C’est pourquoi, nous pensons enfin que la religion de la majorité des Turcs à savoir l’Islam constitue un argument qui joue en faveur de l’adhésion turque. Mais reprenons le problème de plus haut. L’UE, nous l’avons vu, propose un projet laïque. À première vue, affirmer le caractère pertinent de l’Islam comme argument à l’adhésion parait donc être dépourvu de sens. Mais comment expliquer que les critères d’adhésion se multiplient au fur et à mesure que la Turquie les respecte ? N’y a-t-il pas, chez de nombreux européens, un consensus implicite pour définir l’UE comme un « club de nations chrétiennes » ? Dès lors, nous comprenons que le problème ne concerne pas directement la Turquie mais l’Islam. En effet, Samuel Huntington (2) employait dans son ouvrage l’expression « choc de civilisation ». Force est de constater qu’il existe des incompréhensions et des méfiances entre les religions musulmane et chrétienne. Méfiances qui se sont accrues après les événements du 11 septembre 2001, en lien avec l’islamisme plutôt que l’Islam. Mais pourquoi sont-elles si méfiantes l’une à l’égard de l’autre alors que ces deux religions déploient de nombreux points communs à commencer par le fait qu’elles se présentent toutes les deux comme des religions monothéistes révélées. Il semble d’après nous nécessaire que l’Islam et le Christianisme apprennent de nouveau à se connaître, d’autant que 20 millions de musulmans vivent dans l’Union.

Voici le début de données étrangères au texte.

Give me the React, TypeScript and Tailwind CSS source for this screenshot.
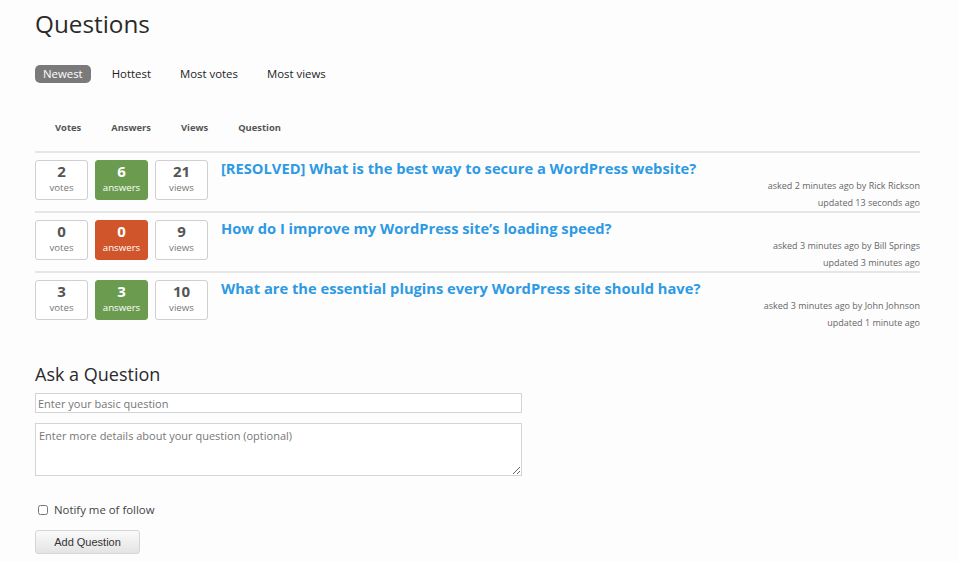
import { useState } from 'react';

type Question = {
  votes: number;
  answers: number;
  views: number;
  title: string;
  asked: string;
  author: string;
  updated: string;
};

const QUESTIONS: Question[] = [
  {
    votes: 2,
    answers: 6,
    views: 21,
    title: '[RESOLVED] What is the best way to secure a WordPress website?',
    asked: '2 minutes ago',
    author: 'Rick Rickson',
    updated: '13 seconds ago',
  },
  {
    votes: 0,
    answers: 0,
    views: 9,
    title: 'How do I improve my WordPress site\u2019s loading speed?',
    asked: '3 minutes ago',
    author: 'Bill Springs',
    updated: '3 minutes ago',
  },
  {
    votes: 3,
    answers: 3,
    views: 10,
    title: 'What are the essential plugins every WordPress site should have?',
    asked: '3 minutes ago',
    author: 'John Johnson',
    updated: '1 minute ago',
  },
];

const TABS = ['Newest', 'Hottest', 'Most votes', 'Most views'];

function StatBox({ value, label, tone }: { value: number; label: string; tone?: 'green' | 'red' }) {
  const cls =
    tone === 'green'
      ? 'bg-[#6b9b4f] border-[#6b9b4f] text-white'
      : tone === 'red'
        ? 'bg-[#d0552b] border-[#d0552b] text-white'
        : 'bg-white border-[#cfcfcf] text-[#555]';
  return (
    <div className={`w-[53px] h-[40px] border rounded-[3px] flex flex-col items-center pt-[2px] ${cls}`}>
      <span className="text-[15px] font-bold leading-[16px]">{value}</span>
      <span className={`mt-[3px] text-[9.7px] leading-[12px] ${tone ? '' : 'text-[#777]'}`}>{label}</span>
    </div>
  );
}

export default function App() {
  const [tab, setTab] = useState('Newest');
  const [notify, setNotify] = useState(false);

  return (
    <div className="min-h-[562px] bg-[#fdfdfe] font-['Open_Sans',sans-serif] text-[#333]">
      <div className="w-[885px] ml-[35px] pt-[9px]">
        <h1 className="text-[24.3px] leading-[30px] font-normal text-[#2a2a2a]">Questions</h1>

        <div className="flex gap-[13px] mt-[26px]">
          {TABS.map((t) => (
            <button
              key={t}
              type="button"
              onClick={() => setTab(t)}
              className={`px-2 h-[18px] rounded-[5px] text-[11.4px] leading-[18px] ${
                t === tab ? 'bg-[#7a7a7a] text-white' : 'text-[#222]'
              }`}
            >
              {t}
            </button>
          ))}
        </div>

        <div className="flex gap-[30px] pl-[20px] mt-[38px] text-[9.4px] font-bold text-[#555] leading-[14px]">
          <span>Votes</span>
          <span>Answers</span>
          <span>Views</span>
          <span>Question</span>
        </div>

        <div className="mt-[16px] border-t-2 border-[#e6e6e6]">
          {QUESTIONS.map((q) => (
            <div key={q.title} className="flex pt-[6px] border-b-2 border-[#e6e6e6] last:border-b-0">
              <div className="flex gap-[7px] mt-[1px]">
                <StatBox value={q.votes} label="votes" />
                <StatBox value={q.answers} label="answers" tone={q.answers > 0 ? 'green' : 'red'} />
                <StatBox value={q.views} label="views" />
              </div>
              <div className="flex-1 ml-[13px]">
                <a href="#" className="block text-[14.7px] font-bold leading-[18px] text-[#2d9ae3]">
                  {q.title}
                </a>
                <div className="text-right text-[9px] leading-[17px] text-[#666]">
                  <div>
                    asked {q.asked} by {q.author}
                  </div>
                  <div>updated {q.updated}</div>
                </div>
              </div>
            </div>
          ))}
        </div>

        <h2 className="text-[18px] leading-[24px] font-normal text-[#2a2a2a] mt-[31px]">Ask a Question</h2>
        <div className="w-[487px] mt-[7px] flex flex-col gap-[10px]">
          <input
            type="text"
            placeholder="Enter your basic question"
            className="h-[20px] w-full border border-[#d4d4d4] bg-white px-[2px] text-[11px] placeholder:text-[#777] outline-none"
          />
          <textarea
            placeholder="Enter more details about your question (optional)"
            className="h-[53px] w-full border border-[#d4d4d4] bg-white px-[3px] pt-[4px] text-[11px] leading-[15px] placeholder:text-[#777] outline-none"
          />
        </div>

        <label className="flex items-center gap-[6px] mt-[26px] ml-[3px] text-[11.4px] text-[#444] leading-[16px]">
          <input
            type="checkbox"
            checked={notify}
            onChange={(e) => setNotify(e.target.checked)}
            className="w-[10px] h-[10px] m-0"
          />
          Notify me of follow
        </label>

        <button
          type="button"
          className="mt-[12px] w-[105px] h-[24px] rounded-[3px] border border-[#d6d6d6] bg-gradient-to-b from-[#fafafa] to-[#e4e4e4] font-['Liberation_Sans',Arial,sans-serif] text-[11px] text-[#333]"
        >
          Add Question
        </button>
      </div>
    </div>
  );
}
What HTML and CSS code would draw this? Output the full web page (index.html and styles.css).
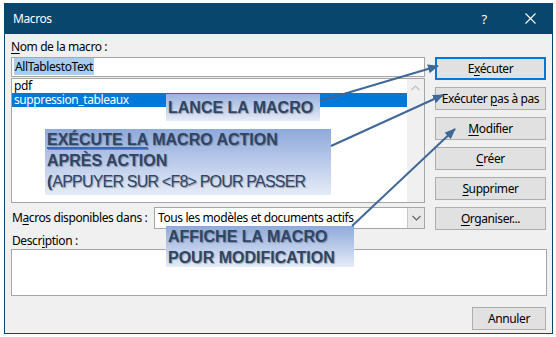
FILE: index.html
```html
<!DOCTYPE html>
<html lang="fr">
<head>
    <meta charset="UTF-8">
    <title>Macros</title>
    <link rel="stylesheet" href="styles.css">
</head>
<body>
    <div class="window">
        <div class="titlebar">
            <span class="title">Macros</span>
            <span class="tb-btn">?</span>
            <span class="tb-btn">
                <svg width="11" height="11" viewBox="0 0 11 11"><path d="M0.5 0.5 L10.5 10.5 M10.5 0.5 L0.5 10.5" stroke="#fff" stroke-width="1.1"/></svg>
            </span>
        </div>

        <div class="content">
            <div class="main">
                <div class="lbl name-lbl"><u>N</u>om de la macro :</div>

                <div class="left-box">
                    <div class="name-input"><span class="sel">AllTablestoText</span></div>
                    <div class="listbox">
                        <ul class="items">
                            <li>pdf</li>
                            <li class="selected">suppression_tableaux</li>
                        </ul>
                        <div class="scrollbar">
                            <svg width="9" height="6" viewBox="0 0 9 6"><path d="M0.5 5 L4.5 1 L8.5 5" fill="none" stroke="#bfbfbf" stroke-width="1.2"/></svg>
                        </div>
                    </div>
                </div>

                <div class="buttons">
                    <button class="btn default">E<u>x</u>écuter</button>
                    <button class="btn">Exécuter <u>p</u>as à pas</button>
                    <button class="btn"><u>M</u>odifier</button>
                    <button class="btn"><u>C</u>réer</button>
                    <button class="btn"><u>S</u>upprimer</button>
                </div>

                <div class="avail">
                    <div class="lbl avail-lbl">M<u>a</u>cros disponibles dans :</div>
                    <div class="combo">
                        <span class="combo-text">Tous les modèles et documents actifs</span>
                        <span class="combo-arrow">
                            <svg width="9" height="6" viewBox="0 0 9 6"><path d="M0.5 1 L4.5 5 L8.5 1" fill="none" stroke="#606060" stroke-width="1.1"/></svg>
                        </span>
                    </div>
                </div>
                <button class="btn organise"><u>O</u>rganiser...</button>
            </div>

            <div class="lbl desc-lbl">Descr<u>i</u>ption :</div>
            <div class="desc"></div>

            <div class="footer">
                <button class="btn cancel">Annuler</button>
            </div>
        </div>
    </div>

    <!-- annotations posées sur la capture -->
    <div class="callout c1">LANCE LA MACRO</div>
    <div class="callout c2">
        <span class="link">EXÉCUTE LA</span> MACRO ACTION<br>
        APRÈS ACTION<br>
        (<span class="thin">APPUYER SUR &lt;F8&gt; POUR PASSER</span>
    </div>
    <div class="callout c3">AFFICHE LA MACRO<br>POUR MODIFICATION</div>

    <svg class="arrows" width="556" height="337" viewBox="0 0 556 337">
        <defs>
            <marker id="head" markerWidth="11" markerHeight="9" refX="10" refY="4.5" orient="auto" markerUnits="userSpaceOnUse">
                <path d="M0 0 L11 4.5 L0 9 z" fill="#3f6797"/>
            </marker>
        </defs>
        <line x1="320" y1="101" x2="438" y2="66" marker-end="url(#head)"/>
        <line x1="331" y1="146" x2="443" y2="95" marker-end="url(#head)"/>
        <line x1="352" y1="226" x2="455" y2="129" marker-end="url(#head)"/>
    </svg>
</body>
</html>
```

FILE: styles.css
```css
* {
    margin: 0;
    padding: 0;
    box-sizing: border-box;
}

body {
    font-family: 'Noto Sans', sans-serif;
    font-size: 12px;
    letter-spacing: -0.4px;
    color: #000;
    background: #fff;
    position: relative;
    width: 556px;
    height: 337px;
    overflow: hidden;
}

/* Fenêtre */
.window {
    margin: 3px 0 0 4px;
    width: 549px;
    height: 331px;
    background: #f0f0f0;
    border: 1px solid #08466e;
    border-top: none;
}

.titlebar {
    height: 31px;
    background: #08466e;
    color: #fff;
    display: flex;
    align-items: center;
    margin: 0 -1px;
}

.title {
    flex: 1;
    padding-left: 9px;
    font-size: 12px;
}

.tb-btn {
    width: 46px;
    height: 31px;
    display: flex;
    align-items: center;
    justify-content: center;
    font-size: 13px;
}

.content {
    padding: 5px 5px 0 6px;
}

.lbl {
    height: 16px;
    line-height: 16px;
}

u {
    text-decoration-thickness: 1px;
    text-underline-offset: 2px;
}

/* Grille principale */
.main {
    display: grid;
    grid-template-columns: 414px 111px;
    column-gap: 10px;
}

.name-lbl {
    grid-column: 1 / 3;
    margin-bottom: 2px;
}

.name-input {
    height: 20px;
    background: #fff;
    border: 1px solid #a6a6a6;
    padding: 1px 2px;
    line-height: 16px;
}

.sel {
    background: #a9cdf1;
    padding: 0 1px;
}

.listbox {
    margin-top: 1px;
    height: 125px;
    background: #fff;
    border: 1px solid #a6a6a6;
    display: flex;
}

.items {
    list-style: none;
    flex: 1;
}

.items li {
    height: 14px;
    line-height: 14px;
    padding-left: 2px;
}

.items li.selected {
    background: #0078d7;
    color: #fff;
}

.scrollbar {
    width: 17px;
    background: #f0f0f0;
    display: flex;
    justify-content: center;
    padding-top: 6px;
}

/* Boutons */
.buttons {
    display: flex;
    flex-direction: column;
    gap: 7px;
}

.btn {
    height: 23px;
    font-family: inherit;
    font-size: 12px;
    letter-spacing: -0.4px;
    color: #000;
    background: #e1e1e1;
    border: 1px solid #adadad;
    white-space: nowrap;
}

.btn.default {
    border: 2px solid #0078d7;
}

.avail {
    display: flex;
    align-items: center;
    margin-top: 4px;
    height: 22px;
}

.avail-lbl {
    width: 143px;
    padding-left: 1px;
}

.combo {
    flex: 1;
    height: 22px;
    background: #fff;
    border: 1px solid #a6a6a6;
    display: flex;
}

.combo-text {
    flex: 1;
    line-height: 19px;
    padding-left: 3px;
}

.combo-arrow {
    width: 17px;
    background: #e8e8e8;
    border-left: 1px solid #c8c8c8;
    display: flex;
    align-items: center;
    justify-content: center;
}

.organise {
    margin-top: 4px;
}

.desc-lbl {
    margin: 3px 0 0 1px;
}

.desc {
    height: 47px;
    width: 536px;
    background: #fff;
    border: 1px solid #a6a6a6;
}

.footer {
    display: flex;
    justify-content: flex-end;
    margin-top: 11px;
    padding-right: 1px;
}

.cancel {
    width: 74px;
}

/* Annotations */
.callout {
    position: absolute;
    font-family: 'Liberation Sans', Arial, sans-serif;
    font-weight: bold;
    font-size: 16px;
    letter-spacing: 0;
    line-height: 21px;
    color: #2f4566;
    text-shadow: 1px 1px 1px rgba(0, 0, 0, 0.3);
    background: linear-gradient(to bottom, #8ea9dc, #e6ecf7);
    padding-left: 2px;
    white-space: nowrap;
}

.c1 {
    left: 166px;
    top: 94px;
    width: 154px;
    height: 27px;
    padding-top: 3px;
    background: linear-gradient(to bottom, #9ab1df, #e6ecf7);
}

.c2 {
    left: 45px;
    top: 129px;
    width: 286px;
    height: 66px;
}

.c3 {
    left: 166px;
    top: 226px;
    width: 188px;
    height: 41px;
}

.link {
    text-decoration: underline;
    text-decoration-color: #3566c4;
    text-decoration-thickness: 2px;
    text-underline-offset: 2px;
}

.thin {
    font-weight: normal;
    letter-spacing: -0.8px;
}

.arrows {
    position: absolute;
    left: 0;
    top: 0;
    pointer-events: none;
}

.arrows line {
    stroke: #3f6797;
    stroke-width: 2;
}
```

Cela permettrait de faire disparaître les amalgames « musulman-terroriste » ou « chrétien-impérialiste ». Car cette peur mutuelle qu’entretiennent les deux références religieuses l’une à l’égard de l’autre réside dans leur méconnaissance. Ainsi, l’adhésion de la Turquie constituerait une réponse à ces incompréhensions culturelles et favoriserait un pas important vers la pacification des relations chrétiens-musulmans.
(1) Félicitations à Jessica Dafer pour l’oscar obtenu.
(2) The clash of civilizations and the remaking of world order, New York, Simon and Schuster, 1996, Le choc des civilisations, Paris, Odile Jacob, 1997.